TASK INSTRUCTIONS
Pick out each line containing the string "components".

DATASET EXTRACT
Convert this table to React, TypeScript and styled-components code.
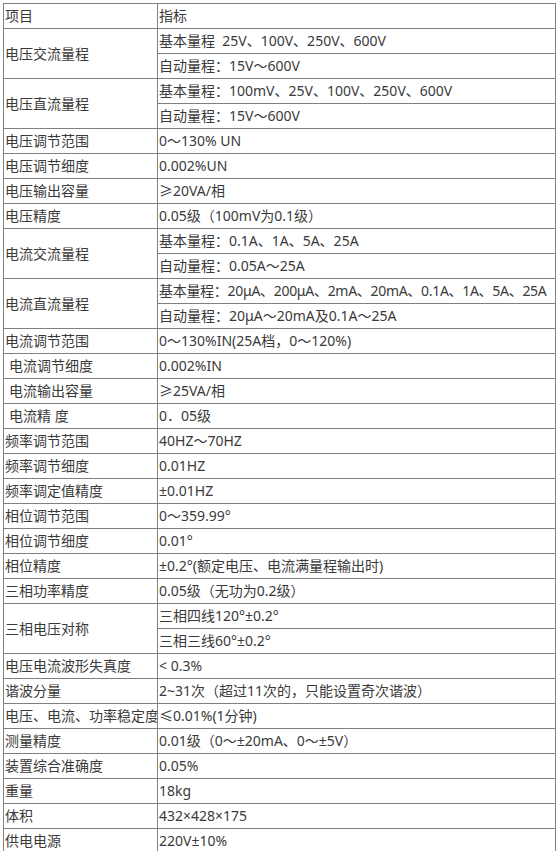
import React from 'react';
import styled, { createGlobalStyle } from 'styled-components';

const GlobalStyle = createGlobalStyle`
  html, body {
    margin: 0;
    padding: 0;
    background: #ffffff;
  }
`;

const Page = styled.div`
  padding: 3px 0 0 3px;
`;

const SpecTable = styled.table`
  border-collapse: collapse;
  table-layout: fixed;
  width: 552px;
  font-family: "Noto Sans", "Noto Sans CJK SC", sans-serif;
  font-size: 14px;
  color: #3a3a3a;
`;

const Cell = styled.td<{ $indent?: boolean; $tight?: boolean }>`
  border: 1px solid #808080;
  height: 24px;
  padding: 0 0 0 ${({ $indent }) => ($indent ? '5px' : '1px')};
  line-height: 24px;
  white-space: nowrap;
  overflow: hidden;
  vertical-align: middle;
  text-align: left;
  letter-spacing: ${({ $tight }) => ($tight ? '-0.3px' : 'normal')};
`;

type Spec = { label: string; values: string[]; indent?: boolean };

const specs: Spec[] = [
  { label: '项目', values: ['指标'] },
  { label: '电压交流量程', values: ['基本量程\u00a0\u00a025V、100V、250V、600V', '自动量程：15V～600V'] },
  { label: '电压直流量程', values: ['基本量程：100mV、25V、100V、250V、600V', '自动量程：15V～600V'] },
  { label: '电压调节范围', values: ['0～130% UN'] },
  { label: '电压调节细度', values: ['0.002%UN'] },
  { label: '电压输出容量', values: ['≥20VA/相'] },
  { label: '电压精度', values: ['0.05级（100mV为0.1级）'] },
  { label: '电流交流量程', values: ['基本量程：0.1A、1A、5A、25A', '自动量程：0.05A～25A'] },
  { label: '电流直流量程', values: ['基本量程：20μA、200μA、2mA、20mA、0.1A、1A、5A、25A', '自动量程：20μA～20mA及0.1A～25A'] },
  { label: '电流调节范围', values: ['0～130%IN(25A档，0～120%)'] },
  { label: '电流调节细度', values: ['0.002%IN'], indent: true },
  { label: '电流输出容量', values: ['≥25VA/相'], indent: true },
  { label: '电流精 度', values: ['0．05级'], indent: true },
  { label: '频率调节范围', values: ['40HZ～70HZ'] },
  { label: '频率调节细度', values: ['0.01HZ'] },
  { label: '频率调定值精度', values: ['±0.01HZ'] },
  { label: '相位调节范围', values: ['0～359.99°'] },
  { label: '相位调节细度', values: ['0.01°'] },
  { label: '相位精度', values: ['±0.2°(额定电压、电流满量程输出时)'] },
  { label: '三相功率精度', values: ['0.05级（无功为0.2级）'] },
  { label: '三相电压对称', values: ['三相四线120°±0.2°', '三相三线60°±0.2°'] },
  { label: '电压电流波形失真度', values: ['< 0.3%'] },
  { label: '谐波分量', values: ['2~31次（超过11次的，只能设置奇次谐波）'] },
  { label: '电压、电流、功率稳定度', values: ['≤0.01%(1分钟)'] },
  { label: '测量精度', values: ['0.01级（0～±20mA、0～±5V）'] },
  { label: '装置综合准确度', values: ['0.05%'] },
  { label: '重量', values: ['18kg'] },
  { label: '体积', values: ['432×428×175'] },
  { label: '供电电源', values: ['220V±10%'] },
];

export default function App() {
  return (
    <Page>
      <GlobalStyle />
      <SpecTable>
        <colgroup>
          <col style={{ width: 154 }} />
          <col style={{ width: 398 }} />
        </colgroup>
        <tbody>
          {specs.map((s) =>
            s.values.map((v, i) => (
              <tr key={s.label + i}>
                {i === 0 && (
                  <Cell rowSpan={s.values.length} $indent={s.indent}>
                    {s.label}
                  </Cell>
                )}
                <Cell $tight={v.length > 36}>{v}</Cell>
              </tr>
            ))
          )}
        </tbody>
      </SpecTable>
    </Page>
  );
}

TASK OUTPUT
Convert this table to React, TypeScript and styled-components code.
import styled, { createGlobalStyle } from 'styled-components';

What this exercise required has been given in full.